Para explicarme mejor, una actuación enmarcada en un naturalismo stanislavskiano choca diametralmente con la visión estética del drama vanguardista cuyos personajes se valen del gesto extra cotidiano para deshumanizarse. Esa es la razón por la cual, por muy simpáticos que sean, las escenas de Vladimir y Estragón resultan cansadas y largas. A esto se le debe sumar que, mientras están solos, se «dice mucho» y se «hace poco». Los personajes permanecen casi fijos en torno al árbol que, desafortunadamente, está colocado en el primer plano y que muchas veces obstaculiza la acción.
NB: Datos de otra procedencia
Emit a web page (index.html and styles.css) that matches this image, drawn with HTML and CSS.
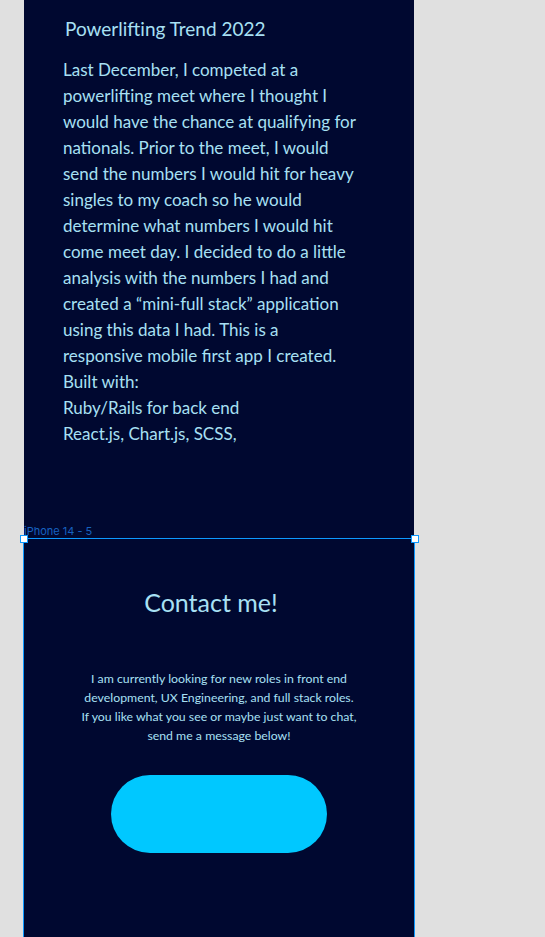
FILE: index.html
```html
<!DOCTYPE html>
<html>
<head>
<meta charset="utf-8">
<link rel="stylesheet" href="styles.css">
</head>
<body>
<div class="canvas">
  <section class="frame frame-top">
    <h2 class="post-title">Powerlifting Trend 2022</h2>
    <p class="post-body">
      <span>Last December, I competed at a</span>
      <span>powerlifting meet where I thought I</span>
      <span>would have the chance at qualifying for</span>
      <span>nationals. Prior to the meet, I would</span>
      <span>send the numbers I would hit for heavy</span>
      <span>singles to my coach so he would</span>
      <span>determine what numbers I would hit</span>
      <span>come meet day. I decided to do a little</span>
      <span>analysis with the numbers I had and</span>
      <span>created a “mini-full stack” application</span>
      <span>using this data I had. This is a</span>
      <span>responsive mobile first app I created.</span>
      <span>Built with:</span>
      <span>Ruby/Rails for back end</span>
      <span>React.js, Chart.js, SCSS,</span>
    </p>
  </section>
  <section class="frame frame-contact">
    <div class="frame-label">iPhone 14 - 5</div>
    <span class="handle handle-left"></span>
    <span class="handle handle-right"></span>
    <h2 class="contact-title">Contact me!</h2>
    <p class="contact-text">
      <span>I am currently looking for new roles in front end</span>
      <span>development, UX Engineering, and full stack roles.</span>
      <span>If you like what you see or maybe just want to chat,</span>
      <span>send me a message below!</span>
    </p>
    <div class="contact-button"></div>
  </section>
</div>
</body>
</html>
```
FILE: styles.css
```css
* { box-sizing: border-box; }
html, body { margin: 0; padding: 0; }
body {
  background: #e0e0e0;
  width: 545px;
  height: 937px;
  overflow: hidden;
  font-family: Lato, "Open Sans", sans-serif;
}
.canvas {
  padding-left: 24px;
  display: flex;
  flex-direction: column;
}
.frame {
  width: 390px;
  background: #000830;
  color: #a8e0f4;
}
.frame-top {
  height: 539px;
  padding: 16px 0 0 39px;
}
.post-title {
  margin: 0 0 0 2px;
  font-weight: 400;
  font-size: 19px;
  line-height: 26px;
}
.post-body {
  margin: 15px 0 0;
  font-size: 17px;
  line-height: 26px;
  display: flex;
  flex-direction: column;
  white-space: nowrap;
}
.frame-contact {
  position: relative;
  height: 420px;
  outline: 1px solid #0d99ff;
  display: flex;
  flex-direction: column;
  align-items: center;
  padding-top: 47px;
}
.frame-label {
  position: absolute;
  left: 0;
  top: -14px;
  font-family: Inter, sans-serif;
  font-size: 11px;
  line-height: 13px;
  color: #1762c0;
}
.handle {
  position: absolute;
  top: -4px;
  width: 8px;
  height: 8px;
  background: #fff;
  border: 1px solid #0d99ff;
}
.handle-left { left: -4px; }
.handle-right { right: -5px; }
.contact-title {
  margin: 0 16px 0 0;
  font-weight: 400;
  font-size: 25px;
  line-height: 32px;
}
.contact-text {
  margin: 51px 0 0;
  font-size: 12.3px;
  line-height: 19px;
  text-align: center;
  display: flex;
  flex-direction: column;
  align-items: center;
  white-space: nowrap;
}
.contact-button {
  margin-top: 30px;
  width: 216px;
  height: 78px;
  border-radius: 39px;
  background: #00c8ff;
}
```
Es hasta la entrada de la otra dupla de personajes, conformada por Pozzo y Lucy, que el ritmo de la acción escénica comienza a levantarse. Este despegue no solo se logra porque el texto dramático propone más acción, sino porque los personajes comienzan a mostrar un esbozo de caricatura el cual todavía no se desarrolla en los protagonistas. No obstante, esta caricatura grotesca apenas se dibuja con timidez, como si no se estuviera muy consciente todavía de que por esa vía se llega al camino acertado del drama del absurdo. Irónicamente, el personaje corto del mensajero —al que le llaman el Niño en la puesta en escena— es el mejor caracterizado de todos porque es precisamente el que se acerca mucho más a la deshumanización de la estética vanguardista, además que su histrionismo encanta y el público se queda con el deseo de seguir viéndolo. En contraste, la impecabilidad del canto de Vladimir y los condicionamientos de una puesta en escena impregnada de realismo distancian la obra de su idea original.

Aunque debe felicitarse el arrojo de los actores y el director para lanzarse a hacer este tipo de trabajos que cada vez es más despreciado por un público dispuesto a embrutecerse, se recomienda que profundicen más sobre las consideraciones estéticas en las que nace la obra, pero sobre todo, que estén dispuestos a dejar la vida en el escenario. Lo digo porque al final de la obra los actores salen enteros, cuando el agotamiento físico debería ser la mejor prueba de que se ha cumplido la misión.